Getting locked out is inconvenient, but it's not compelling on its own; pretty much all of us have found ourselves inconveniently locked out at some time. I assume that it's just the start of a more interesting story. I (personally) would find it more intriguing if there was an introduction to the story that gave us a clue as to why this incident was important in your life. For example (and I'm making this up):
- If things had gone right--if they'd gone according to my plan--I wouldn't have met Steve.
Ray's already covered much of the writing issues. I agree that there's room for tightening this up.
We spend a lot of time in past-perfect backstory, and I don't think it's contributing much on this page. I'd rather see some forward motion: you tried to go into your dorm room, you found the door locked, maybe Na Wei was inside, you banged on the door, all you heard were crickets, your key and wallet were inside, Na Wei was probably with her boyfriend for the night and you didn't know where to find her, you didn't know anybody else on campus, and you didn't have the bus fare to go stay at Jean's.
I'd also advise a little more active voice rather than passive voice. Instead of
- My key and wallet were inside my dorm room and I was locked out on a Saturday night, half a world from home, isolated on a mountain campus where I hardly knew anyone.
maybe something like:
- I needed to get into the room, if only to get my key and wallet which were inside. Who could I turn to on a Saturday night? I hardly knew anyone at this isolated mountain campus half a world from home.
Something that grates on me a little bit is the formality of "I had" rather than "I'd".
There's a little bit of repetition of wording: "Hong Kong" appears twice in three sentences, "student from" appears twice in consecutive sentences, and "this late" ends two sentences almost in a row.
So my advice would be to add a brief introduction that lets us know why this story is significant, and to tighten up the writing with less backstory and more active verbs.
Posted by: Doug | June 18, 2010 at 10:15 AM
I think the addition of stronger emotion would help the opening -- is the protagonist's mood ebbing up from annoyance into full-scale panic attack? Is this the last straw of a difficult week? Is she angry? Does she suspect someone else of juicy ulterior motives for locking the door?
Because it is a memoir, the writer has the luxury of jumping around in time in order to give foreshadowing.
For example:
The night __ happened/started, the trigger event was a seemingly harmless expedition for overnight shelter...
Posted by: Tamara | June 18, 2010 at 10:50 AM
I love memoirs but I have to admit this beginning didn't grab me. Getting locked out just doesn't feel that worrying, especially when the narrator is inside a presumably safe campus dorm. Surely someone would lend her fifty cents to catch a bus? Or she could just stay put on a common space couch? Or call security and get them to open the door?
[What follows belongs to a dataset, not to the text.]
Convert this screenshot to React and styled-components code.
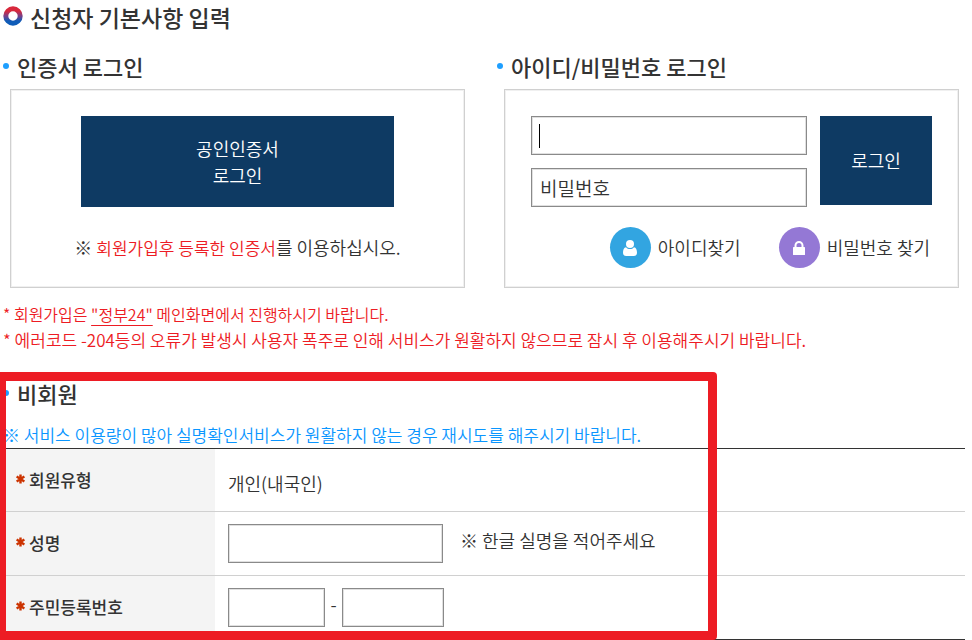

Now, if the back of the book has made clear that the roommate was murdered and there's a dead body behind the door--well, that's entirely different and I can see how this bit is indispensible.
It's just hard to say, not knowing where this story is going--and maybe that's the problem. As is, this beginning doesn't steer me anywhere I feel impelled to go.
Posted by: Kim | June 18, 2010 at 12:26 PM
A celebrity can get away with an opening like this because his or her name has already made the sale, but an unknown will really have to land the reader with that first page--and I'm talking life and death, both barrels primed--or the reader will give the book a pass. Surely, more compelling events spurned the author to pen the memoir. Why not lead with one of those?